C’est pour avoir fait de si beaux instruments, à Crémone, qu’ils ont eu Monteverde. Le Crémonois a renouvelé la musique, comme après tout devait le lui permettre le parfait quatuor des cordes. Il a fait chanter la voix sur la ligne de la passion humaine. Et, au bel arbre d’harmonie, il a cueilli la fleur d’un nouvel accord. Déjà, il tente la féerie des timbres.

Sort de la musique ! Elle m’a longtemps été toute Crémone, et à Crémone, elle n’est plus rien. Ni les luthiers, ni Monteverde n’y vivent plus.
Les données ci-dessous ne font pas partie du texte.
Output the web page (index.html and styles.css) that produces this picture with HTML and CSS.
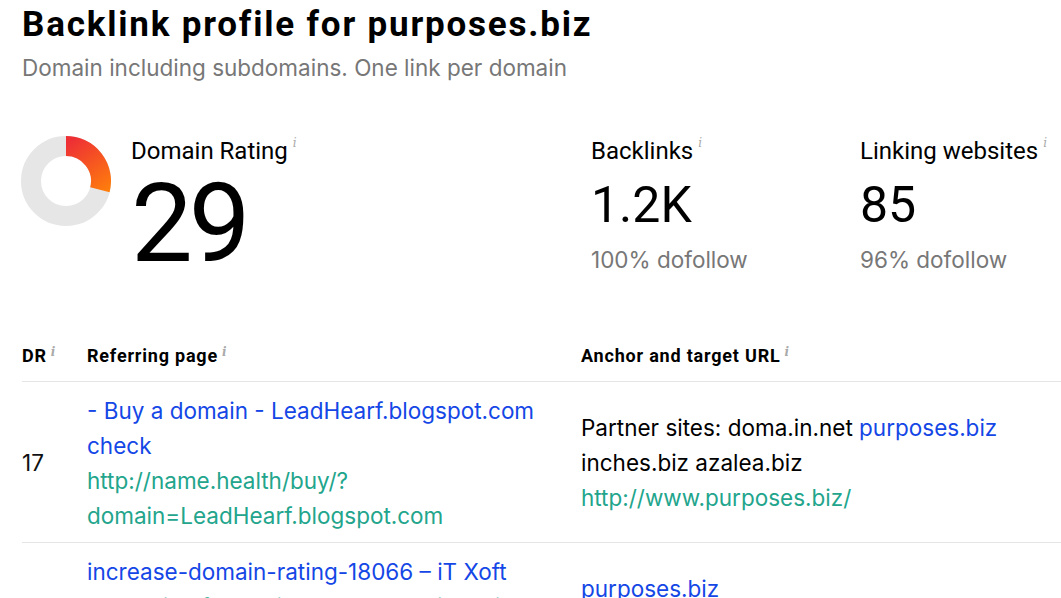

Chaque grand musicien passe pour le dernier. Et l’art, dit-on, ne peut aller au delà. Monteverde fut le Wagner de son temps ; il a été le magicien de la tendre septième, cette fée. Mais toute musique est pauvre d’émotion, et paraît vide après quelque cent ans. Pourtant, l’idée n’est qu’endormie sous la poussière. Car enfin tout art, quel qu’il soit, n’est qu’un moyen pour l’homme d’exprimer sa pensée et sa passion. Où sont-elles, si l’expression ne nous en émeut plus ? Et ne cesse-t-on pas d’y être sensible ? Trop de chair en cet art : il périt avec la chair. Tant de passion s’épuise et se refroidit avec ceux que passionna la même idole. Rien ne demeure qu’un accord, une note, un souvenir. Ce qui fut une conquête enivrante, devient une habitude. Les musiciens s’en vont, et la musique reste.